There was a time when scientists had to be polyglots. Not anymore. Michael Gordin takes us on a walk through history to see the role languages, including made-up ones, play in research. He is the Rosengarten Professor of Modern and Contemporary History at Princeton University and the author of Scientific Babel: How Science Was Done Before and After Global English (University of Chicago Press, 2015), which he wrote with an NEH fellowship.
When did Latin lose its sway?
Around 1610, Europe’s most famous scientist, Galileo Galilei, switched from Latin to Italian, and he began a trend that crept north. Isaac Newton published his Principia in 1687 in Latin, but his Opticks in 1704 in English. After 1830 or so, it is virtually impossible to find important scientific works produced in Latin.
What languages did a cosmopolitan scientist need to know?
Most scientists had active command of one of the three major languages of science (English, French, and German), and passive capabilities—they could read or understand the language when spoken, but not write or speak—in at least one other.
Hildegard of Bingen, a medieval abbess, appears in your book. Why?
Because she developed what was arguably the first constructed language, which she supposedly used in prayer. She called it the lingua ignota. It is a harbinger of efforts to construct “philosophical languages,” which were intended to better match the shape of reality. For Hildegard, that reality was the nature of the divine.

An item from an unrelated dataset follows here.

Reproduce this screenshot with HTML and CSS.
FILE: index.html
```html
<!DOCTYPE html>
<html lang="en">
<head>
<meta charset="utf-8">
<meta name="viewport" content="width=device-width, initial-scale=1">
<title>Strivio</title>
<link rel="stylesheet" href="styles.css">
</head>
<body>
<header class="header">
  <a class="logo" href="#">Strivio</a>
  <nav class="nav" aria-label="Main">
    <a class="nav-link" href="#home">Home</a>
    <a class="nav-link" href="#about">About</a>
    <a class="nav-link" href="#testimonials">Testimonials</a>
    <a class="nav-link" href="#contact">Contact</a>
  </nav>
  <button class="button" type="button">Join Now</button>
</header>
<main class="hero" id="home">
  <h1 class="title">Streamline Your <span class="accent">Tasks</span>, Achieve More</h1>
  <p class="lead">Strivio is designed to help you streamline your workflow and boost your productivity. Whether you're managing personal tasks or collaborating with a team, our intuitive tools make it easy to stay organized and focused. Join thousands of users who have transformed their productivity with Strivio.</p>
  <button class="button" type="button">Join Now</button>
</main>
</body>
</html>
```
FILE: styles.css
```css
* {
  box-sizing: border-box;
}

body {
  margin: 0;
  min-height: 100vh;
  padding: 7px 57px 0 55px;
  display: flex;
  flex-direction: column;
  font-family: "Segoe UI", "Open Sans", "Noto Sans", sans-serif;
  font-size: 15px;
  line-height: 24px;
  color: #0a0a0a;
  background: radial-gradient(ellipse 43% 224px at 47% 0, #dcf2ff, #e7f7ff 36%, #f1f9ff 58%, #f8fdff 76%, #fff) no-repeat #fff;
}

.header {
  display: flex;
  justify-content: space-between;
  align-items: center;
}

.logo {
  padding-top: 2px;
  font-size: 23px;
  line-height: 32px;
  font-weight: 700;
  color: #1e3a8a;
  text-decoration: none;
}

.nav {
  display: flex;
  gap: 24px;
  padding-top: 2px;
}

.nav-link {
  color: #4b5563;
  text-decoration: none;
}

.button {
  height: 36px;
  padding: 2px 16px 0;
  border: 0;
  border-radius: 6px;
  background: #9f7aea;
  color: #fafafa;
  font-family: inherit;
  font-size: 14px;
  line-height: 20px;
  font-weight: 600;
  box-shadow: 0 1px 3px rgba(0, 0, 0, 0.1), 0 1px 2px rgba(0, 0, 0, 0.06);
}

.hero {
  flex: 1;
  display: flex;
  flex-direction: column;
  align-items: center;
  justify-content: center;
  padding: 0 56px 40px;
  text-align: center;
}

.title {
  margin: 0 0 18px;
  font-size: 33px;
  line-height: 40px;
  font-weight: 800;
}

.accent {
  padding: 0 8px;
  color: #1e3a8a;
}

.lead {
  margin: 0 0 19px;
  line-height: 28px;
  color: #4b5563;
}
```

Dmitri Mendeleev almost didn’t get credit for the periodic table of elements, one of science’s greatest icons. What went haywire?
Mendeleev developed his version of the periodic table in 1869 and then refined it over two years. There were others, but Mendeleev’s was the most sophisticated. After he submitted an article about it to the Journal of the Russian Chemical Society, he wrote a one-page abstract and asked a colleague to translate it into German. The colleague farmed the job out to a graduate student, who mistranslated the Russian word for “periodic” (periodicheskii) as “gradual” (stufenweise). When the German chemist Lothar Meyer read it, he thought, ‘Mendeleev is very close, but he doesn’t seem to understand that the system is periodic.’ He published his response, and Mendeleev was furious! But Meyer couldn’t read the Russian original.

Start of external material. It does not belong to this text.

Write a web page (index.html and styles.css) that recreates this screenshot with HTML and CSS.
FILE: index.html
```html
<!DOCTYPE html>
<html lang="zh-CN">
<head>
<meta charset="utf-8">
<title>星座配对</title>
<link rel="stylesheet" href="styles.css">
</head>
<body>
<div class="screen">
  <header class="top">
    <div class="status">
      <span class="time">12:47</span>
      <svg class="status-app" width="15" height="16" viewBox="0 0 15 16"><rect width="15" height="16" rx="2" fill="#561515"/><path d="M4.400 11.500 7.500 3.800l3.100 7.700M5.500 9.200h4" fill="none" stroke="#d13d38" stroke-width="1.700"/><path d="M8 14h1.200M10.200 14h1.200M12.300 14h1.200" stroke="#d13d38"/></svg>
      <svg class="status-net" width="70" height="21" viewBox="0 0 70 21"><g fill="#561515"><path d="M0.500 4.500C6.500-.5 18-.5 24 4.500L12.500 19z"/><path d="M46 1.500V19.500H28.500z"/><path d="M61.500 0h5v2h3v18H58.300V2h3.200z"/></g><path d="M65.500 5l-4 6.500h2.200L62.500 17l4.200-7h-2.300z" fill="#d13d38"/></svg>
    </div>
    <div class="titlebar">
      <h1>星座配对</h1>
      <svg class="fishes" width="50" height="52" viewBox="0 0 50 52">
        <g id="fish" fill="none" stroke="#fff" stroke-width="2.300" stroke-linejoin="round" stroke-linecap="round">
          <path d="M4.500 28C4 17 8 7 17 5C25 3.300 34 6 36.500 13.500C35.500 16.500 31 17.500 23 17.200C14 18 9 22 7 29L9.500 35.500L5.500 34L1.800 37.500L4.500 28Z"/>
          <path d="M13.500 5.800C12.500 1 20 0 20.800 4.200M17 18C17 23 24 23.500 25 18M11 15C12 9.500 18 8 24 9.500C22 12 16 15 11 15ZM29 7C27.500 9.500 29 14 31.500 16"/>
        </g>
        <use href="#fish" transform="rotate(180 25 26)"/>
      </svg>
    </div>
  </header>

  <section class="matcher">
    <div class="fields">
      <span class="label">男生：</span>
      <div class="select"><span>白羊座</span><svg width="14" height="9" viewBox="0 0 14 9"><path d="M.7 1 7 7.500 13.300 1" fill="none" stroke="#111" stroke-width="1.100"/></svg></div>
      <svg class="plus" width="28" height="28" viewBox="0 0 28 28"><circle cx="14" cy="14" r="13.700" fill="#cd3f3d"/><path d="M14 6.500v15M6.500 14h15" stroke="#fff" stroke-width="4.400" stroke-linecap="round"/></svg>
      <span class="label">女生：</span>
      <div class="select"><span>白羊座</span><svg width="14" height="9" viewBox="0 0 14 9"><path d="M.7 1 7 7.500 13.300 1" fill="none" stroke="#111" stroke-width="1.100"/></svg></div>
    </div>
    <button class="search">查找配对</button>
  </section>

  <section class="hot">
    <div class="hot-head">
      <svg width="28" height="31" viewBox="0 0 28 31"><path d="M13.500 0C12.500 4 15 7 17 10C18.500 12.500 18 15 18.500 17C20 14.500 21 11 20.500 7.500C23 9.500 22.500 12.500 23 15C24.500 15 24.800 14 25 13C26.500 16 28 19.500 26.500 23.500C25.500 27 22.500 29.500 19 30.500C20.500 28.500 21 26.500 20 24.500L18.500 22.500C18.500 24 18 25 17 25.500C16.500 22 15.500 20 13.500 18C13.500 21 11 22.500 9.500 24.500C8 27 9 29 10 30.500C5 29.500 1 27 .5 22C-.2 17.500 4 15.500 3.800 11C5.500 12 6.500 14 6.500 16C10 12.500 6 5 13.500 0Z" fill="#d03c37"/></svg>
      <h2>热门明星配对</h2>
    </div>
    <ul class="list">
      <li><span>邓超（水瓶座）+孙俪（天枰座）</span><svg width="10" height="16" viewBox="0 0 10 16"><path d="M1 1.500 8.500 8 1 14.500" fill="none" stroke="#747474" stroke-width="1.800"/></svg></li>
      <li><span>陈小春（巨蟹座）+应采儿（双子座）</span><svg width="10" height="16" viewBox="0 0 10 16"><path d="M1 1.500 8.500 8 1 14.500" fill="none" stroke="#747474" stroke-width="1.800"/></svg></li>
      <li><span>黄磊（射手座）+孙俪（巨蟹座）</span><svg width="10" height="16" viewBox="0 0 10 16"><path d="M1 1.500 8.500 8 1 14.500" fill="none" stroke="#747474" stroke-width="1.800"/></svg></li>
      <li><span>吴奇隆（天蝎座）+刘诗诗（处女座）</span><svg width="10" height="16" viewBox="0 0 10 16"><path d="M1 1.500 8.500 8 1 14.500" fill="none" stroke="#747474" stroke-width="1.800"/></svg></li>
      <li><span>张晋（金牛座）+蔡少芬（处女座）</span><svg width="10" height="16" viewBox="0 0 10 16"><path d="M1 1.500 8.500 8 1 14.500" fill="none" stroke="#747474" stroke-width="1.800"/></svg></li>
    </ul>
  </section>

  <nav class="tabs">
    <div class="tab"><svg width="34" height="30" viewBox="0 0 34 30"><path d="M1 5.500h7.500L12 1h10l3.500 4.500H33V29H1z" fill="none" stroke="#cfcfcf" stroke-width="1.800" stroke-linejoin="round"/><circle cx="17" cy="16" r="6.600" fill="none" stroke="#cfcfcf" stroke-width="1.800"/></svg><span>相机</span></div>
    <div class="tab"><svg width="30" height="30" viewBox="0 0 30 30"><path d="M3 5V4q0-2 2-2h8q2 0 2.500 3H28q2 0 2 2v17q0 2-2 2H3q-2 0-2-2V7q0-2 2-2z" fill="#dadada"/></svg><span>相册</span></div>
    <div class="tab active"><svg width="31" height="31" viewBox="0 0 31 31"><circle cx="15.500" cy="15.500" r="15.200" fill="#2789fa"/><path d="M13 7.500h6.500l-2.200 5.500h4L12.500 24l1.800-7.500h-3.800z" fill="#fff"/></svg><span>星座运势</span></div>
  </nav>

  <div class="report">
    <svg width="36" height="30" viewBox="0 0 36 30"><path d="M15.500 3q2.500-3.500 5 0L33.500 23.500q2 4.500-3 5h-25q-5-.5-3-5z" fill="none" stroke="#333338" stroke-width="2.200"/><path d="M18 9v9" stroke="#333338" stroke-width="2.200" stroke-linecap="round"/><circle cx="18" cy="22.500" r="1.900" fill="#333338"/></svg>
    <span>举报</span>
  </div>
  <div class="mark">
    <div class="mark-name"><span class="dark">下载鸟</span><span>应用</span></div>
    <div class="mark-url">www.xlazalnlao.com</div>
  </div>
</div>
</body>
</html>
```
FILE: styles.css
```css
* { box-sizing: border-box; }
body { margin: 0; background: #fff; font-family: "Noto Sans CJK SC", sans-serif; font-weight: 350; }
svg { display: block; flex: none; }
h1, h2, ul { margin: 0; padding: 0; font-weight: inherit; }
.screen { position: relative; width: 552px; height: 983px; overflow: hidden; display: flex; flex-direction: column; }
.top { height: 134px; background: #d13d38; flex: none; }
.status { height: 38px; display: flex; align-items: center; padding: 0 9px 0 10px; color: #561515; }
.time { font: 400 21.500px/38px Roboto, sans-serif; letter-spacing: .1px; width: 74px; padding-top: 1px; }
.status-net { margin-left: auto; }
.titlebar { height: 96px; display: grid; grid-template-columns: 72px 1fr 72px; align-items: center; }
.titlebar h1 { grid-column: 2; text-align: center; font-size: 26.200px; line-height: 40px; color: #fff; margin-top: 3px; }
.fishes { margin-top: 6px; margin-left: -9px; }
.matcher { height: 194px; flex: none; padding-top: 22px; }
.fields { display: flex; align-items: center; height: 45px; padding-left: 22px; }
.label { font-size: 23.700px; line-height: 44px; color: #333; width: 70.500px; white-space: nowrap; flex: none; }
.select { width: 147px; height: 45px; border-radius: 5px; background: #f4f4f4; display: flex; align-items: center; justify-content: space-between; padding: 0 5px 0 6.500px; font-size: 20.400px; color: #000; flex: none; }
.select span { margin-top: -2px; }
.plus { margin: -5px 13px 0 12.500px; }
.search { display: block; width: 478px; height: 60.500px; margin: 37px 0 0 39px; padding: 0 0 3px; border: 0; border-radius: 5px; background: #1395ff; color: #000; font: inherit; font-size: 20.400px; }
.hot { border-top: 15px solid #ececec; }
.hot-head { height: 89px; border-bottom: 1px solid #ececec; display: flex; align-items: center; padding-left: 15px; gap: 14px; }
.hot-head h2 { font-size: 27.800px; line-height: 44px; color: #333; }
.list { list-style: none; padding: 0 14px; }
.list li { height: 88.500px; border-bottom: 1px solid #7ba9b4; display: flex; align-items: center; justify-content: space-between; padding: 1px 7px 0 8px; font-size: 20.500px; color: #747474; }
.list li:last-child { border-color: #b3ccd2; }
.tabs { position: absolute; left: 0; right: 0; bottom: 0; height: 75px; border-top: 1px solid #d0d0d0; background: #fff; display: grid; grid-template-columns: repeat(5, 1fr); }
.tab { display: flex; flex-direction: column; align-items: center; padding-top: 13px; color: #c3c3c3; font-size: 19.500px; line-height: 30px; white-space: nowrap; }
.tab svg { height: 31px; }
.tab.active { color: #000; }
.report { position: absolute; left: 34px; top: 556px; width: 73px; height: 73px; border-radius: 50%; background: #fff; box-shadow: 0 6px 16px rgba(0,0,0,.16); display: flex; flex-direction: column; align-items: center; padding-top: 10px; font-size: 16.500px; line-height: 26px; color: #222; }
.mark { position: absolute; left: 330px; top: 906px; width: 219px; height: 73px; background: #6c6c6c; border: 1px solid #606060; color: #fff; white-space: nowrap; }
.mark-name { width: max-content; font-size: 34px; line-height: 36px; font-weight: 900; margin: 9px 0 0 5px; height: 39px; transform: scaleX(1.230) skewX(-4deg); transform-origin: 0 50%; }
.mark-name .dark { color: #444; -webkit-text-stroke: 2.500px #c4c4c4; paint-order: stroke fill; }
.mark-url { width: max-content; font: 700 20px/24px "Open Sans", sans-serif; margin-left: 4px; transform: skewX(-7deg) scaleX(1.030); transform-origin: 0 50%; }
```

Your favorite scientific language story?
In 1870, a marginal chemist named Liasovskii proposed that the Russian Chemical Society create a patriotically Slavic chemical nomenclature. He wanted to adapt the Russian tradition of patronymic names to chemical compounds. Just like “Ivan Denisovich” means “Ivan, son of Denis,” he suggested that we could name molecules so they would end up like “Hydrogen Oxygenovich” for water: Water is the hydrogenous son of oxygen. This plan went absolutely nowhere.

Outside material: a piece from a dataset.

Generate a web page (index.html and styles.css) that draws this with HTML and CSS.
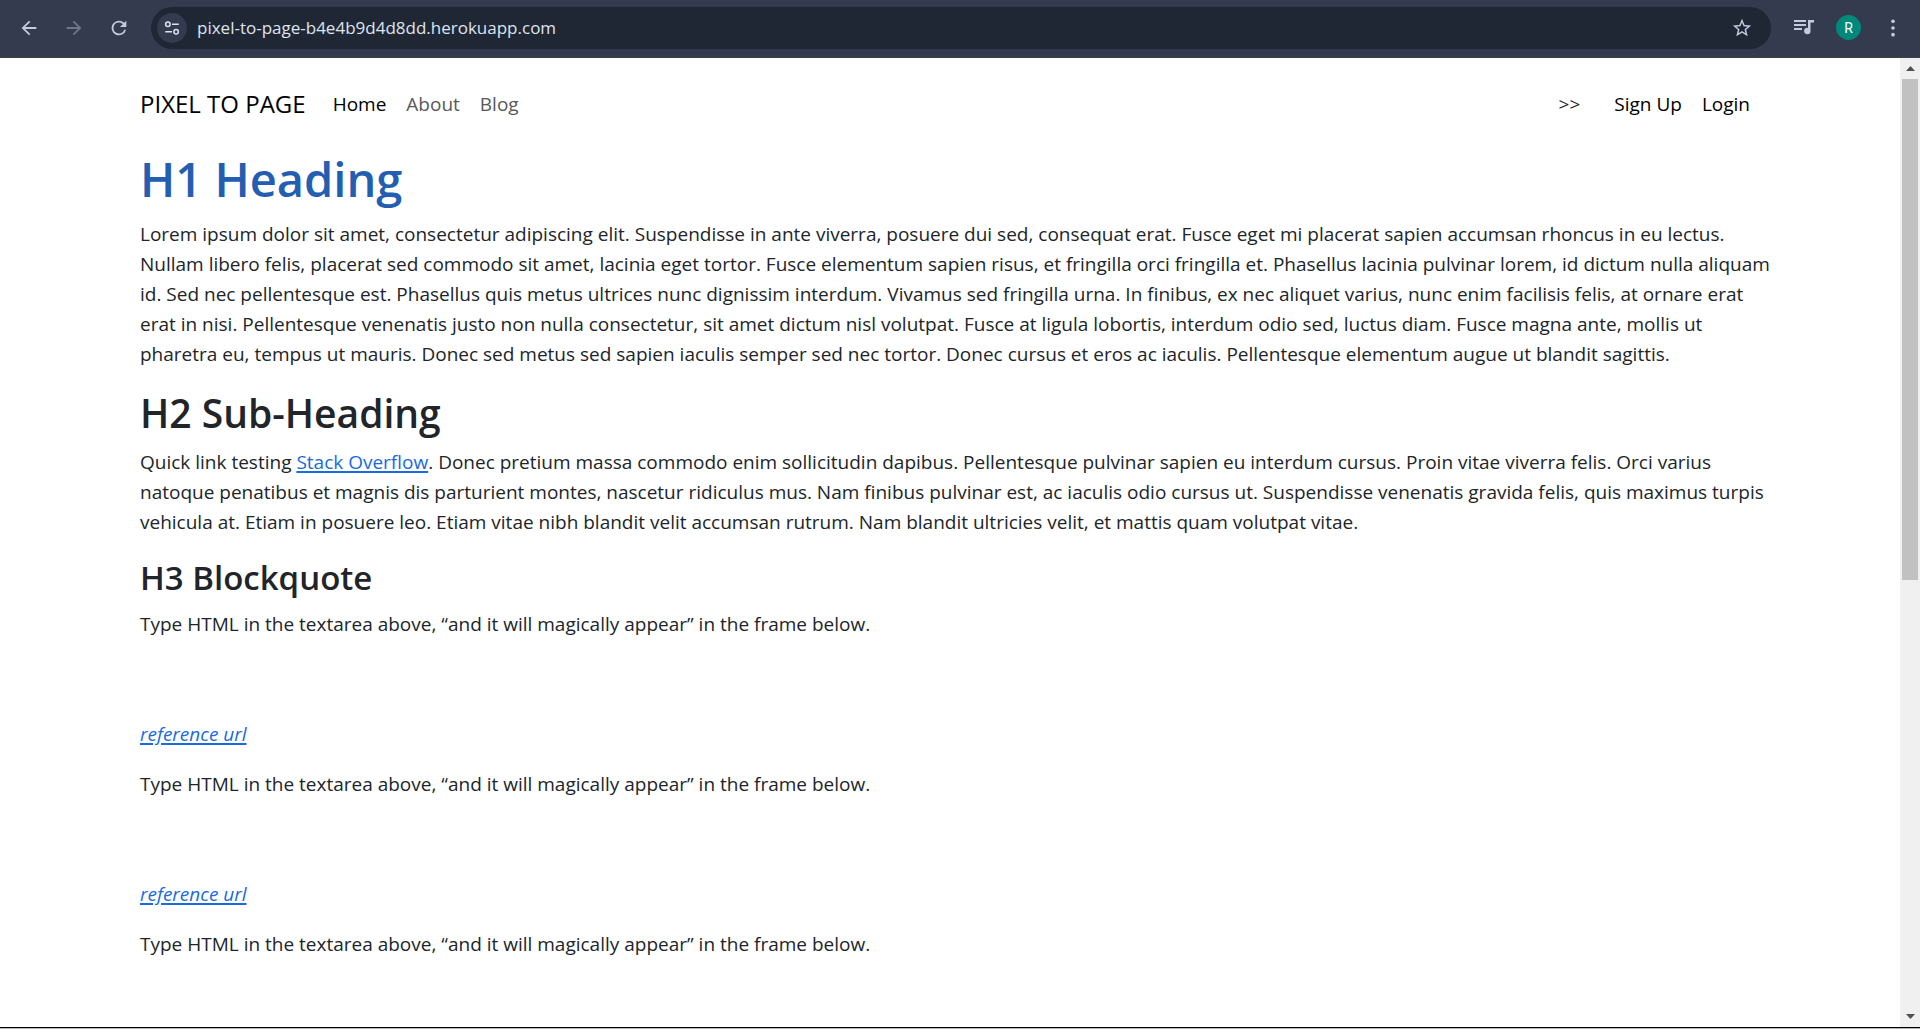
FILE: index.html
```html
<!DOCTYPE html>
<html lang="en">
<head>
<meta charset="utf-8">
<title>Pixel to Page</title>
<link rel="stylesheet" href="styles.css">
</head>
<body>
<div class="toolbar">
  <button class="tool" aria-label="Back"><svg viewBox="0 0 24 24"><path d="M20 11H7.8l5.6-5.6L12 4l-8 8 8 8 1.4-1.4L7.8 13H20z"/></svg></button>
  <button class="tool dim" aria-label="Forward"><svg viewBox="0 0 24 24"><path d="M4 11h12.200l-5.600-5.600L12 4l8 8-8 8-1.400-1.400 5.600-5.600H4z"/></svg></button>
  <button class="tool" aria-label="Reload"><svg viewBox="0 0 24 24"><path d="M17.650 6.350A8 8 0 1 0 19.730 14h-2.080A6 6 0 1 1 12 6c1.660 0 3.140.690 4.220 1.780L13 11h7V4z"/></svg></button>
  <div class="omnibox">
    <button class="site-info" aria-label="Site information"><svg viewBox="0 0 24 24"><circle cx="6.500" cy="7" r="3"/><path d="M12 7h9M3 17h9"/><circle cx="17.500" cy="17" r="3"/></svg></button>
    <input class="address" type="text" aria-label="Address" value="pixel-to-page-b4e4b9d4d8dd.herokuapp.com">
    <button class="star" aria-label="Bookmark"><svg viewBox="0 0 24 24"><path d="M22 9.240l-7.190-.620L12 2 9.190 8.630 2 9.240l5.460 4.730L5.820 21 12 17.270 18.180 21l-1.630-7.030zM12 15.400l-3.760 2.270 1-4.280-3.320-2.880 4.380-.380L12 6.100l1.710 4.040 4.380.380-3.320 2.880 1 4.280z"/></svg></button>
  </div>
  <button class="media" aria-label="Media controls"><svg viewBox="0 0 24 24"><path d="M2 4h12v2H2zM2 8h12v2H2zM2 12h8v2H2zM16 4h6v2.500h-3.500V15a3.200 3.200 0 1 1-2.500-3.100z"/></svg></button>
  <button class="avatar" aria-label="Profile">R</button>
  <button class="kebab" aria-label="Menu"><svg viewBox="0 0 24 24"><circle cx="12" cy="4" r="2.200"/><circle cx="12" cy="12" r="2.200"/><circle cx="12" cy="20" r="2.200"/></svg></button>
</div>
<div class="viewport">
  <div class="page">
    <div class="container">
      <nav class="navbar">
        <a class="brand" href="#">PIXEL TO PAGE</a>
        <a class="nav-link active" href="#">Home</a>
        <a class="nav-link" href="#">About</a>
        <a class="nav-link" href="#">Blog</a>
        <span class="chevrons">&gt;&gt;</span>
        <a class="nav-link active" href="#">Sign Up</a>
        <a class="nav-link active" href="#">Login</a>
      </nav>
      <main>
        <h1>H1 Heading</h1>
        <p>Lorem ipsum dolor sit amet, consectetur adipiscing elit. Suspendisse in ante viverra, posuere dui sed, consequat erat. Fusce eget mi placerat sapien accumsan rhoncus in eu lectus. Nullam libero felis, placerat sed commodo sit amet, lacinia eget tortor. Fusce elementum sapien risus, et fringilla orci fringilla et. Phasellus lacinia pulvinar lorem, id dictum nulla aliquam id. Sed nec pellentesque est. Phasellus quis metus ultrices nunc dignissim interdum. Vivamus sed fringilla urna. In finibus, ex nec aliquet varius, nunc enim facilisis felis, at ornare erat erat in nisi. Pellentesque venenatis justo non nulla consectetur, sit amet dictum nisl volutpat. Fusce at ligula lobortis, interdum odio sed, luctus diam. Fusce magna ante, mollis ut pharetra eu, tempus ut mauris. Donec sed metus sed sapien iaculis semper sed nec tortor. Donec cursus et eros ac iaculis. Pellentesque elementum augue ut blandit sagittis.</p>
        <h2>H2 Sub-Heading</h2>
        <p>Quick link testing <a href="#">Stack Overflow</a>. Donec pretium massa commodo enim sollicitudin dapibus. Pellentesque pulvinar sapien eu interdum cursus. Proin vitae viverra felis. Orci varius natoque penatibus et magnis dis parturient montes, nascetur ridiculus mus. Nam finibus pulvinar est, ac iaculis odio cursus ut. Suspendisse venenatis gravida felis, quis maximus turpis vehicula at. Etiam in posuere leo. Etiam vitae nibh blandit velit accumsan rutrum. Nam blandit ultricies velit, et mattis quam volutpat vitae.</p>
        <h3>H3 Blockquote</h3>
        <blockquote>
          <p>Type HTML in the textarea above, “and it will magically appear” in the frame below.</p>
          <cite><a href="#">reference url</a></cite>
        </blockquote>
        <blockquote>
          <p>Type HTML in the textarea above, “and it will magically appear” in the frame below.</p>
          <cite><a href="#">reference url</a></cite>
        </blockquote>
        <blockquote>
          <p>Type HTML in the textarea above, “and it will magically appear” in the frame below.</p>
        </blockquote>
      </main>
    </div>
  </div>
  <div class="scrollbar">
    <div class="arrow"><svg viewBox="0 0 9 5"><path d="M0 5 4.500 0 9 5z"/></svg></div>
    <div class="track"><div class="thumb"></div></div>
    <div class="arrow"><svg viewBox="0 0 9 5"><path d="M0 0h9L4.500 5z"/></svg></div>
  </div>
</div>
</body>
</html>
```
FILE: styles.css
```css
* { box-sizing: border-box; }
body {
  margin: 0;
  height: 100vh;
  display: flex;
  flex-direction: column;
  overflow: hidden;
  background: #fff;
  color: #212529;
  font: 19px/30px "Open Sans", "Noto Sans", sans-serif;
  border-bottom: 1px solid #b4b4b4;
}
button { border: 0; padding: 0; background: none; color: inherit; display: flex; align-items: center; justify-content: center; }
svg { display: block; fill: currentColor; }
a { color: #1a6ae0; text-decoration-thickness: 2px; text-underline-offset: 2px; }

.toolbar {
  flex: none;
  display: flex;
  align-items: center;
  height: 58px;
  padding: 0 15px 2px 6px;
  background: #343b4e;
  border-bottom: 1px solid #3d4049;
  color: #c3cbe0;
}
.tool { width: 45px; height: 42px; }
.tool svg { width: 22px; height: 22px; }
.dim { color: #70778a; }
.omnibox {
  flex: 1;
  display: flex;
  align-items: center;
  height: 42px;
  margin: 0 21px 0 10px;
  padding: 0 18px 0 6px;
  border-radius: 21px;
  background: #1f2735;
}
.site-info { width: 30px; height: 30px; border-radius: 50%; background: #343b4e; color: #dde2f0; }
.site-info svg { width: 18px; height: 18px; fill: none; stroke: currentColor; stroke-width: 2; }
.address {
  flex: 1;
  min-width: 0;
  border: 0;
  padding: 0 0 0 10px;
  background: none;
  color: #dfe4ee;
  font: 17px/24px "Open Sans", "Noto Sans", sans-serif;
}
.star svg { width: 22px; height: 22px; }
.media svg { width: 24px; height: 24px; }
.avatar {
  width: 25px;
  height: 25px;
  margin: 0 20px;
  border-radius: 50%;
  background: #00897b;
  color: #fff;
  font: 14px/16px Roboto, sans-serif;
}
.kebab svg { width: 24px; height: 20px; }

.viewport { flex: 1; min-height: 0; display: flex; border-bottom: 1px solid #000; }
.page { flex: 1; min-width: 0; overflow: hidden; }
.container { max-width: 1650px; margin: 0 auto; padding: 0 5px 0 15px; }
.navbar { display: flex; align-items: center; gap: 20px; padding: 27px 20px 26px 0; line-height: 38px; }
.brand { margin-right: 7px; color: #000; font-size: 24px; text-decoration: none; }
.nav-link { color: #595959; text-decoration: none; }
.active { color: #000; }
.chevrons { margin: 0 14px 0 auto; }
h1, h2, h3, p, blockquote { margin: 0; }
h1, h2, h3 { font-weight: 600; margin-bottom: 10px; }
h1 { color: #245eb0; font-size: 47px; line-height: 60px; }
h2 { font-size: 39px; line-height: 48px; }
h3 { font-size: 33px; line-height: 42px; }
p { margin-bottom: 20px; }
blockquote { margin-bottom: 20px; }
blockquote p { margin-bottom: 80px; }
cite { display: block; }

.scrollbar { flex: none; display: flex; flex-direction: column; width: 20px; padding: 0 2px; background: #f0f0f0; }
.arrow { display: flex; align-items: center; justify-content: center; height: 21px; color: #505050; }
.arrow svg { width: 9px; height: 5px; }
.track { flex: 1; }
.thumb { height: 54%; background: #c1c1c1; }
```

What’s Volapük? It sounds like a cold, northern river.
Volapük is a constructed language published in 1880 by a German pastor named Johann Martin Schleyer, who, rather grandiosely, wanted it to become the planet’s sole language. It is a largely forgotten episode in history, but, if you wander the stacks of a university library that was around then, you’ll find a stack of Volapük grammars. It was so popular that librarians stocked up to prepare people for the language of the future.
What was Couturat’s delegation?
In 1907, a French philosopher named Louis Couturat assembled a delegation of the International Association of Academies to decide whether the association should endorse a single language for international scholarly communication. Couturat’s delegation investigated scores of proposed constructed languages. In October 1907, on the cusp of selecting Esperanto, Couturat steered the committee to endorse Ido, a modified form of Esperanto, which shattered the unified support for an international constructed language.
German was a major language of science before World War I. What happened?
After the Triple Alliance’s defeat, German and Austrian scholars were boycotted by the victorious nations. (Albert Einstein, a noted pacifist, was practically the only exception.) At the same time, groups such as the International Union of Pure and Applied Chemistry were being established with only English and French as official languages. This locked German out of many organs of international scientific governance.
The decline of German in the United States didn’t help. When the United States entered the war in 1917, roughly half the states criminalized the use and teaching of German. In 1924, the U.S. Supreme Court declared these laws unconstitutional in Meyer v. Nebraska, but the damage was done. Adolf Hitler added the final blow by exiling or murdering German-Jewish scientists and cutting German universities off from international students.
Who was Léon Dostert?
Léon Dostert, who moved from France to the United States as a teenager to attend high school, was the unlikely prime mover in the development of Machine Translation (MT). He had served as Eisenhower’s translator during the war and had set up the system of simultaneous translation at the Nuremberg Trials and then adapted it for the fledgling United Nations before settling down as a professor of French at Georgetown.
In 1952, he attended a conference at MIT to discuss the feasibility of using computers to solve the problem of translating languages. An enterprising character, he solicited IBM’s cooperation to develop the first demonstration of MT: the Georgetown–IBM experiment of January 1954, which succeeded in translating carefully selected sentences from Russian into English. This triggered a competing Soviet MT effort, which goaded the CIA into bankrolling Georgetown’s efforts.